Autumn greetings and happy St. Francis day!
First of the month - Pray and Fast for the Climate… http://www.prayandfastfortheclimate.org.uk/
Earlier this week I found myself on a train between Exeter and Birmingham which was stopped at Gloucester because of a gas leak and where a two hour wait and chaos ensued. Eventually I arrived at my destination almost 3 hours late and the fragmentation of our once effective railway system is very apparent.
It is clear that the train operators and station companies do not always have contingency plans and, as usual in such situations, official communications are very poor with nobody seeming to know what is going on.
What really happens is that the institutional life of the rail industry labours to continue in the face of unexpected challenge. But interestingly what takes over is an unexpected sense of community. Suddenly anonymous strangers become travelling companions. We all give a hand with overloaded passengers with heavy luggage as they struggle to get on and off replacement buses. Those who may be more vulnerable, including the semi-blind man next to me, receive offers of help and support.

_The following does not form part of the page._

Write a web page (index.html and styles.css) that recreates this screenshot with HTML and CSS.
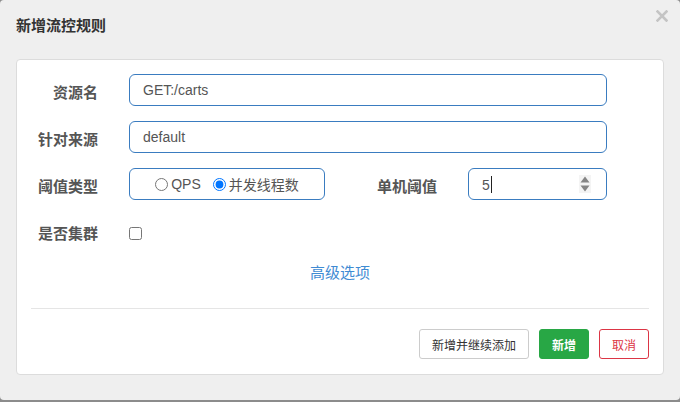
FILE: index.html
```html
<!DOCTYPE html>
<html>
<head>
    <meta charset="utf-8">
    <title>新增流控规则</title>
    <link rel="stylesheet" href="styles.css">
</head>
<body>
    <div class="modal">
        <div class="modal-header">
            <span class="modal-title">新增流控规则</span>
            <span class="close-btn">
                <svg width="12" height="12" viewBox="0 0 12 12">
                    <path d="M1.5 1.5 L10.5 10.5 M10.5 1.5 L1.5 10.5" stroke="#c4c4c4" stroke-width="2.6" stroke-linecap="square"/>
                </svg>
            </span>
        </div>

        <div class="panel">
            <div class="form-row">
                <label class="form-label">资源名</label>
                <div class="form-input wide">GET:/carts</div>
            </div>
            <div class="form-row">
                <label class="form-label">针对来源</label>
                <div class="form-input wide">default</div>
            </div>
            <div class="form-row">
                <label class="form-label">阈值类型</label>
                <div class="radio-group">
                    <label class="radio-item"><input type="radio" name="grade"><span>QPS</span></label>
                    <label class="radio-item"><input type="radio" name="grade" checked><span class="cn">并发线程数</span></label>
                </div>
                <label class="form-label second">单机阈值</label>
                <div class="form-input number">
                    <span>5<span class="caret"></span></span>
                    <svg class="spinner" width="12" height="18" viewBox="0 0 12 18">
                        <rect width="12" height="18" fill="#f4f4f4"/>
                        <polygon points="1.5,7.5 6,1.5 10.5,7.5" fill="#858585"/>
                        <polygon points="1.5,10.5 6,16.5 10.5,10.5" fill="#858585"/>
                    </svg>
                </div>
            </div>
            <div class="form-row cluster">
                <label class="form-label">是否集群</label>
                <input type="checkbox" class="check">
            </div>

            <div class="advanced"><a>高级选项</a></div>

            <hr class="divider">

            <div class="actions">
                <button class="btn btn-default">新增并继续添加</button>
                <button class="btn btn-success">新增</button>
                <button class="btn btn-cancel">取消</button>
            </div>
        </div>
    </div>
</body>
</html>
```

FILE: styles.css
```css
html, body {
    margin: 0;
    padding: 0;
    background-color: #8c8c8c;
}

body {
    font-family: "Liberation Sans", "Noto Sans CJK SC", sans-serif;
    font-size: 14px;
    color: #555;
}

.modal {
    width: 680px;
    height: 400px;
    background-color: #efefef;
    border-radius: 4px;
}

.modal-header {
    height: 59px;
    display: flex;
    justify-content: space-between;
    align-items: flex-start;
    padding: 0 12px 0 16px;
    box-sizing: border-box;
}

.modal-title {
    margin-top: 15px;
    font-size: 15px;
    line-height: 20px;
    font-weight: bold;
    color: #333;
    font-family: "Noto Sans CJK SC", sans-serif;
}

.close-btn {
    margin-top: 10px;
    display: flex;
}

.panel {
    margin: 0 16px;
    background-color: white;
    border: 1px solid #dcdcdc;
    border-radius: 4px;
    padding: 14px 0 15px 0;
}

.form-row {
    display: flex;
    align-items: center;
    height: 32px;
    margin-bottom: 15px;
}

.form-label {
    width: 81px;
    margin-right: 31px;
    text-align: right;
    font-family: "Noto Sans CJK SC", sans-serif;
    font-size: 15px;
    font-weight: bold;
    color: #555;
    padding-top: 3px;
}

.form-label.second {
    width: 112px;
}

.form-input {
    height: 32px;
    box-sizing: border-box;
    border: 1px solid #3a7cc0;
    border-radius: 6px;
    padding: 0 12px 0 13px;
    display: flex;
    align-items: center;
    color: #555;
    font-size: 14px;
}

.wide {
    width: 478px;
}

.number {
    width: 139px;
    justify-content: space-between;
    padding-right: 15px;
}

.caret {
    display: inline-block;
    width: 1px;
    height: 17px;
    background-color: #222;
    margin-left: 1px;
    vertical-align: -3px;
}

.radio-group {
    width: 196px;
    height: 32px;
    box-sizing: border-box;
    border: 1px solid #3a7cc0;
    border-radius: 6px;
    display: flex;
    align-items: center;
    justify-content: center;
}

.radio-item {
    display: flex;
    align-items: center;
    color: #555;
}

.radio-item input {
    margin: 0 3px 0 0;
    width: 13px;
    height: 13px;
}

.radio-item + .radio-item {
    margin-left: 12px;
}

.cn {
    font-family: "Noto Sans CJK SC", sans-serif;
}

.cluster {
    margin-top: 2px;
}

.check {
    margin: 4px 0 0 0;
    width: 13px;
    height: 13px;
}

.advanced {
    text-align: center;
    margin-top: 0;
    line-height: 20px;
}

.advanced a {
    font-family: "Noto Sans CJK SC", sans-serif;
    font-size: 15px;
    color: #3f8bd3;
    cursor: pointer;
}

.divider {
    border: none;
    border-top: 1px solid #e5e5e5;
    margin: 25px 14px 20px 14px;
}

.actions {
    display: flex;
    justify-content: flex-end;
    gap: 10px;
    padding-right: 14px;
}

.btn {
    height: 30px;
    padding: 0 12px;
    border-radius: 3px;
    font-family: "Noto Sans CJK SC", sans-serif;
    font-size: 12px;
    cursor: pointer;
}

.btn-default {
    background-color: white;
    border: 1px solid #ccc;
    color: #333;
}

.btn-success {
    background-color: #28a745;
    border: 1px solid #28a745;
    color: white;
    font-weight: bold;
}

.btn-cancel {
    background-color: white;
    border: 1px solid #dc3545;
    color: #dc3545;
}
```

The institution temporarily fails but human relationships take over. Common unity transcends the urgency of individuals. We all see life from a renewed perspective. Large scale agencies, which run like efficient machines when life is regulated, no longer succeed and are replaced by basic human care and concern.
In the coming 2 months we face some of the greatest institutional challenges our human species has known when governments and decision-makers meet at the COP21 summit in Paris to put in place transnational and trans-generational agreements to phase out fossil fuels and move us to a low-carbon future.
This has to be of interest to us all, but especially to people of faith and goodwill. We now need to do unto others as we would have them done unto us in a massive way. We must do unto the future as the past has done to us – offer abundance of life, but not to undermine the ability of planet Earth to hold us all.
Institutionally governments, businesses, scientists and NGOs all need to line up to bring about a strong agreement to limit carbon emissions for the next 30 years. In theory this will happen, but in reality the Summit might not deliver all the expectations laid upon it.
Faiths are encouraged to play a full role in this – setting out aspirations to divest from fossil fuels, to protect the most vulnerable and to establish pointers towards a more just, participatory and sustainable world. In the end we share 2 things across all peoples – our common humanity and our common home.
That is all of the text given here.